DUBAI 00000302 002.2 OF 002


raising their operating costs and making them less competitive.
An Iranian trader based in Dubai noted that he increasingly has
to do business with IRGC-affiliated companies as the private
sector is diminishing and that this has forced him to suppress
his prices.




6. (C) Our contacts' anecdotes promote a perception that the
IRGC is unassailable. A general manager of an oil engineering
firm last month told IRPO that Iranians think that the IRGC gets
any job it wants.

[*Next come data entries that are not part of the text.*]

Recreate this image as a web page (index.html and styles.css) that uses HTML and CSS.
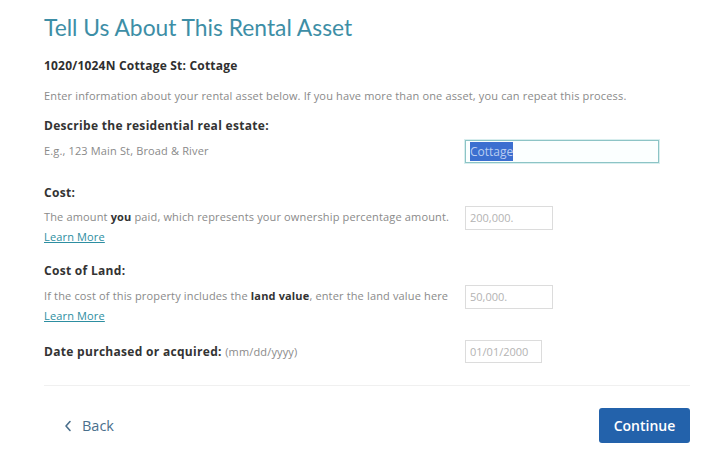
FILE: index.html
```html
<!DOCTYPE html>
<html>
<head>
<meta charset="utf-8">
<link rel="stylesheet" href="styles.css">
</head>
<body>
<div class="page">
  <h1 class="title">Tell Us About This Rental Asset</h1>
  <div class="subtitle">1020/1024N Cottage St: Cottage</div>
  <p class="intro">Enter information about your rental asset below. If you have more than one asset, you can repeat this process.</p>

  <div class="field field-first">
    <div class="label">Describe the residential real estate:</div>
    <div class="row">
      <div class="desc">E.g., 123 Main St, Broad &amp; River</div>
      <div class="input input-wide input-focus"><span class="sel">Cottage</span></div>
    </div>
  </div>

  <div class="field field-cost">
    <div class="label">Cost:</div>
    <div class="row">
      <div class="desc">The amount <b>you</b> paid, which represents your ownership percentage amount.<br><a class="learn" href="#">Learn More</a></div>
      <div class="input input-mid"><span class="ph">200,000.</span></div>
    </div>
  </div>

  <div class="field field-land">
    <div class="label">Cost of Land:</div>
    <div class="row">
      <div class="desc">If the cost of this property includes the <b>land value</b>, enter the land value here<br><a class="learn" href="#">Learn More</a></div>
      <div class="input input-mid"><span class="ph">50,000.</span></div>
    </div>
  </div>

  <div class="field field-date">
    <div class="row row-center">
      <div class="label">Date purchased or acquired: <span class="hint">(mm/dd/yyyy)</span></div>
      <div class="input input-date"><span class="ph">01/01/2000</span></div>
    </div>
  </div>

  <div class="divider"></div>

  <div class="actions">
    <a class="back" href="#"><svg class="chev" width="8" height="12" viewBox="0 0 8 12"><path d="M6 1.5 L2 6 L6 10.5" fill="none" stroke="#4a6f8c" stroke-width="1.6" stroke-linecap="round" stroke-linejoin="round"/></svg><span>Back</span></a>
    <button class="continue">Continue</button>
  </div>
</div>
</body>
</html>
```
FILE: styles.css
```css
html, body {
  margin: 0;
  padding: 0;
  background: #ffffff;
}
body {
  font-family: "Open Sans", Lato, "Liberation Sans", sans-serif;
  color: #333;
}
.page {
  padding: 12px 30px 0 44px;
}
.title {
  margin: 0;
  font-family: Lato, "Open Sans", sans-serif;
  font-size: 22.8px;
  line-height: 30px;
  font-weight: 400;
  color: #3d8ea6;
}
.subtitle {
  margin-top: 17px;
  font-size: 12px;
  letter-spacing: 0.2px;
  line-height: 14px;
  font-weight: 700;
  color: #2f2f2f;
}
.intro {
  margin: 16px 0 0 0;
  font-size: 11px;
  letter-spacing: 0.15px;
  line-height: 14px;
  color: #8a8a8a;
}
.field-first { margin-top: 16px; }
.field-cost { margin-top: 23px; }
.field-land { margin-top: 17px; }
.field-date { margin-top: 14px; }
.label {
  font-size: 12px;
  letter-spacing: 0.3px;
  line-height: 14px;
  font-weight: 700;
  color: #333;
}
.hint {
  font-weight: 400;
  font-size: 11px;
  letter-spacing: 0.15px;
  color: #8a8a8a;
}
.row {
  display: grid;
  grid-template-columns: 421px auto;
  align-items: start;
  margin-top: 8px;
}
.field-cost .row { margin-top: 7px; }
.row-center {
  align-items: center;
  margin-top: 0;
}
.desc {
  font-size: 11px;
  letter-spacing: 0.15px;
  line-height: 20px;
  color: #8a8a8a;
}
.desc b {
  color: #333;
  font-weight: 700;
}
.learn {
  color: #2d8ea1;
  text-decoration: underline;
}
.input {
  box-sizing: border-box;
  height: 24px;
  border: 1px solid #dcdcdc;
  padding: 0 4px;
  font-size: 11px;
  line-height: 22px;
  background: #fff;
}
.field-first .input { margin-top: -1px; }
.input-wide { width: 194px; height: 23px; }
.input-mid { width: 88px; margin-top: -1px; }
.input-date { width: 77px; height: 23px; }
.input-focus {
  border: 1px solid #8cc4c6;
  box-shadow: 0 0 0 1px #d8eeee;
  background: #fbffff;
}
.sel {
  background: #3c6fd0;
  color: #b9cdf0;
  font-size: 12px;
  padding: 1px 0;
}
.ph {
  color: #b3b3b3;
}
.divider {
  margin-top: 22px;
  height: 1px;
  background: #f0f0f0;
}
.actions {
  display: flex;
  justify-content: space-between;
  align-items: center;
  margin-top: 22px;
}
.back {
  display: flex;
  align-items: center;
  gap: 10px;
  margin-left: 20px;
  text-decoration: none;
  color: #4a6f8c;
  font-size: 14.5px;
}
.continue {
  width: 91px;
  height: 35px;
  border: 0;
  border-radius: 3px;
  background: #2362ab;
  color: #fff;
  font-family: "Open Sans", Lato, sans-serif;
  font-size: 14px;
  font-weight: 600;
  padding: 0;
}
```
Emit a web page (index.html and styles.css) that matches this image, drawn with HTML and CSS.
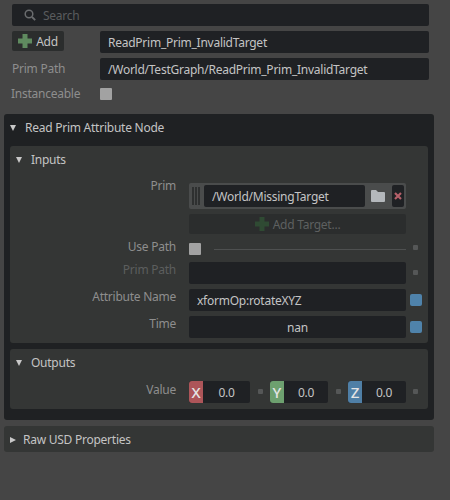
FILE: index.html
```html
<!DOCTYPE html>
<html lang="en">
<head>
    <meta charset="UTF-8">
    <title>Property Panel</title>
    <link rel="stylesheet" href="styles.css">
</head>
<body>
    <div class="top">
        <div class="search">
            <svg class="search-icon" width="12" height="12" viewBox="0 0 12 12"><circle cx="5" cy="5" r="3.8" fill="none" stroke="#6a6c6e" stroke-width="1.5"/><path d="M8 8l3.2 3.2" stroke="#6a6c6e" stroke-width="1.8"/></svg>
            <span>Search</span>
        </div>
        <div class="top-row">
            <div class="add-btn">
                <svg width="14" height="14" viewBox="0 0 14 14"><path d="M4.5 0h5v4.5H14v5H9.500V14h-5V9.500H0v-5h4.500z" fill="#5f8a5f"/></svg>
                <span>Add</span>
            </div>
            <div class="field">ReadPrim_Prim_InvalidTarget</div>
        </div>
        <div class="top-row">
            <div class="top-label">Prim Path</div>
            <div class="field">/World/TestGraph/ReadPrim_Prim_InvalidTarget</div>
        </div>
        <div class="top-row instance-row">
            <div class="top-label instance-label">Instanceable</div>
            <div class="check"></div>
        </div>
    </div>

    <div class="node">
        <div class="node-head"><span class="tri"></span>Read Prim Attribute Node</div>

        <div class="group">
            <div class="group-head"><span class="tri"></span>Inputs</div>
            <div class="group-body inputs">
                <div class="row">
                    <div class="label label-prim">Prim</div>
                    <div class="prim-box">
                        <div class="grip"><i></i><i></i><i></i></div>
                        <div class="prim-path">/World/MissingTarget</div>
                        <svg class="folder" width="14" height="12" viewBox="0 0 14 12"><path d="M1 0h4l2 2h6a1 1 0 0 1 1 1v8a1 1 0 0 1-1 1H1a1 1 0 0 1-1-1V1a1 1 0 0 1 1-1z" fill="#b4b8bc"/></svg>
                        <div class="remove">
                            <svg width="8" height="8" viewBox="0 0 8 8"><path d="M1 1l6 6M7 1L1 7" stroke="#b5606a" stroke-width="2.2"/></svg>
                        </div>
                    </div>
                </div>
                <div class="row">
                    <div></div>
                    <div class="add-target">
                        <svg width="14" height="14" viewBox="0 0 14 14"><path d="M4.5 0h5v4.5H14v5H9.500V14h-5V9.500H0v-5h4.500z" fill="#2f4a33"/></svg>
                        <span>Add Target...</span>
                    </div>
                </div>
                <div class="row row-use">
                    <div class="label label-use">Use Path</div>
                    <div class="use-path">
                        <div class="check"></div>
                        <div class="rule"></div>
                    </div>
                    <div class="dot dot-use"></div>
                </div>
                <div class="row">
                    <div class="label muted">Prim Path</div>
                    <div class="field"></div>
                    <div class="dot"></div>
                </div>
                <div class="row">
                    <div class="label">Attribute Name</div>
                    <div class="field">xformOp:rotateXYZ</div>
                    <div class="blue"></div>
                </div>
                <div class="row">
                    <div class="label">Time</div>
                    <div class="field center">nan</div>
                    <div class="blue"></div>
                </div>
            </div>
        </div>

        <div class="group outputs-group">
            <div class="group-head"><span class="tri"></span>Outputs</div>
            <div class="group-body outputs">
                <div class="label">Value</div>
                <div class="vec vec-x"><b class="tag red">X</b><span>0.0</span></div>
                <div class="dot"></div>
                <div class="vec"><b class="tag green">Y</b><span>0.0</span></div>
                <div class="dot"></div>
                <div class="vec"><b class="tag blue-tag">Z</b><span>0.0</span></div>
                <div class="dot"></div>
            </div>
        </div>
    </div>

    <div class="raw">
        <span class="tri tri-right"></span>Raw USD Properties
    </div>
</body>
</html>
```

FILE: styles.css
```css
body {
    margin: 0;
    width: 450px;
    height: 500px;
    overflow: hidden;
    background-color: #454545;
    color: #c4c4c4;
    font-family: "Noto Sans", sans-serif;
    font-size: 12px;
    letter-spacing: -0.25px;
    line-height: 16px;
}

.top {
    padding: 4px 21px 0 12px;
}

.search {
    display: flex;
    align-items: center;
    height: 22px;
    padding-left: 12px;
    gap: 7px;
    background-color: #1f2124;
    border-radius: 2px;
    color: #5a5c5e;
}

.search span {
    padding-top: 2px;
}

.top-row {
    display: grid;
    grid-template-columns: 88px 329px;
    margin-top: 5px;
    align-items: center;
}

.add-btn {
    display: flex;
    align-items: center;
    justify-content: center;
    gap: 4px;
    width: 52px;
    height: 20px;
    align-self: start;
    background-color: #2b2d2d;
    border-radius: 2px;
}

.add-btn span,
.add-target span {
    line-height: 18px;
    padding-top: 1px;
}

.top-label {
    color: #8e8e8e;
}

.instance-row {
    margin-top: 3px;
    height: 22px;
}

.instance-label {
    margin-left: -1px;
}

.field {
    height: 22px;
    padding: 0 8px;
    background-color: #1f2124;
    border-radius: 2px;
    line-height: 24px;
}

.center {
    text-align: center;
}

.check {
    width: 12px;
    height: 12px;
    background-color: #a2a2a2;
    border-radius: 1px;
}

.node {
    width: 430px;
    height: 306px;
    margin: 9px 0 0 4px;
    background-color: #1f2123;
    border-radius: 3px;
}

.node-head {
    display: flex;
    align-items: center;
    height: 28px;
    padding-left: 6px;
}

.tri {
    width: 0;
    height: 0;
    margin-right: 9px;
    border-left: 3.5px solid transparent;
    border-right: 3.5px solid transparent;
    border-top: 6px solid #c8c8c8;
}

.tri-right {
    margin-right: 7px;
    border-top: 3.5px solid transparent;
    border-bottom: 3.5px solid transparent;
    border-left: 6px solid #c8c8c8;
    border-right: 0;
}

.group {
    margin: 4px 6px 0;
    background-color: #343635;
    border-radius: 3px;
}

.group-head {
    display: flex;
    align-items: center;
    height: 28px;
    padding-left: 6px;
}

.inputs {
    display: flex;
    flex-direction: column;
    gap: 5px;
    padding: 9px 0 5px;
}

.row {
    display: grid;
    grid-template-columns: 175px 217px 12px;
    column-gap: 4px;
    align-items: start;
}

.label {
    padding-right: 9px;
    color: #8e8e8e;
    text-align: right;
}

.label-prim {
    margin-top: -5px;
}

.label-use {
    margin-top: -2px;
}

.muted {
    color: #5c5e5e;
}

.prim-box {
    display: flex;
    align-items: center;
    height: 26px;
    background-color: #4a4c4c;
    border-radius: 2px;
}

.grip {
    display: flex;
    gap: 1px;
    height: 18px;
    margin: 0 4px 0 3px;
}

.grip i {
    width: 2px;
    background-color: #2e3030;
}

.prim-path {
    width: 161px;
    height: 22px;
    padding-left: 8px;
    box-sizing: border-box;
    background-color: #1f2124;
    border-radius: 2px;
    line-height: 24px;
}

.folder {
    margin: 0 7px 0 6px;
}

.remove {
    display: flex;
    align-items: center;
    justify-content: center;
    width: 12px;
    height: 22px;
    background-color: #1f2124;
    border-radius: 2px;
}

.add-target {
    display: flex;
    align-items: center;
    justify-content: center;
    gap: 4px;
    height: 20px;
    background-color: #2b2d2d;
    border-radius: 2px;
    color: #5e6060;
}

.row-use {
    height: 16px;
    padding-top: 2px;
}

.use-path {
    display: flex;
    align-items: center;
    gap: 13px;
    height: 16px;
}

.rule {
    flex: 1;
    height: 1px;
    background-color: #4e5050;
}

.dot {
    width: 5px;
    height: 5px;
    margin: 8px 0 0 3px;
    background-color: #555757;
    border-radius: 1px;
}

.dot-use {
    margin-top: 4px;
}

.blue {
    width: 12px;
    height: 12px;
    margin-top: 5px;
    background-color: #4f83ab;
    border-radius: 2px;
}

.outputs-group {
    margin-top: 6px;
}

.outputs {
    display: flex;
    padding: 4px 0 6px;
    align-items: flex-start;
}

.outputs .label {
    width: 166px;
    margin: 1px 13px 0 0;
    padding-right: 0;
}

.vec {
    display: flex;
    width: 58px;
    height: 22px;
    background-color: #1f2124;
    border-radius: 2px;
    line-height: 24px;
}

.vec-x {
    width: 61px;
}

.vec span {
    flex: 1;
    text-align: center;
}

.tag {
    width: 14px;
    text-align: center;
    font-weight: 500;
    font-size: 15px;
    line-height: 22px;
    letter-spacing: 0;
    color: #e4e4e4;
    border-radius: 3px 0 0 3px;
}

.red { background-color: #ad5559; }
.green { background-color: #6da06f; }
.blue-tag { background-color: #4f7fa6; }

.outputs .dot {
    margin: 8px 7px 0 8px;
}

.outputs .dot:last-child {
    margin-left: 7px;
}

.raw {
    display: flex;
    align-items: center;
    width: 430px;
    height: 26px;
    margin: 6px 0 0 4px;
    padding: 1px 0 0 6px;
    box-sizing: border-box;
    background-color: #343635;
    border-radius: 3px;
}
```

He claimed that this was born out in Khatam's
investment in the Iran Marine Industrial Company (SADRA),whose
share price tripled after the 51 percent purchase this spring.
The businessman asserts that this proves that there is a view
that Khatam at least enjoys near immune status from the
government. (Note: In March 2005, a consortium consisting of
Khatam, SADRA and Norway's Aker Kvaerner won a bid for South
Pars phases 15 and 16, but the Norwegian firm pulled out in May

2005. The phases subsequently went to SADRA and Khatam, despite
objections from several Majles members who wanted to re-tender
the project.) Likewise, the Qom ayatollah overseeing the
Fatemeh Shrine project viewed the IRGC's interference as a
usurpation of his authority, but he told the software
executive's friends that he could not push back against the
IRGC.



COMMENT

--------------




7. (C) Ahmadinejad's populist-statist economic policies aim to
redistribute wealth and the balance of power on economic
decisionmaking. The anecdotes shared by IRPO contacts suggest
the government believes the cession of projects to the IRGC is a
means of accomplishing these goals and could explain why
Ahmadinejad is so unapologetic in this regard, and why he can
claim that giving the IRGC a bigger economic role is good for
developing Iran's labor force. This almost patronage-like
network is in effect shifting a portion of the economic balance
of power and has contributed to some clerics' tensions with the
government. The Qom ayatollah's inability to reverse the
decision to shift projects under his patronage to the IRGC
underscores the clergy's apparent reticence in challenging the
IRGC and could indicate the potency of IRGC influence.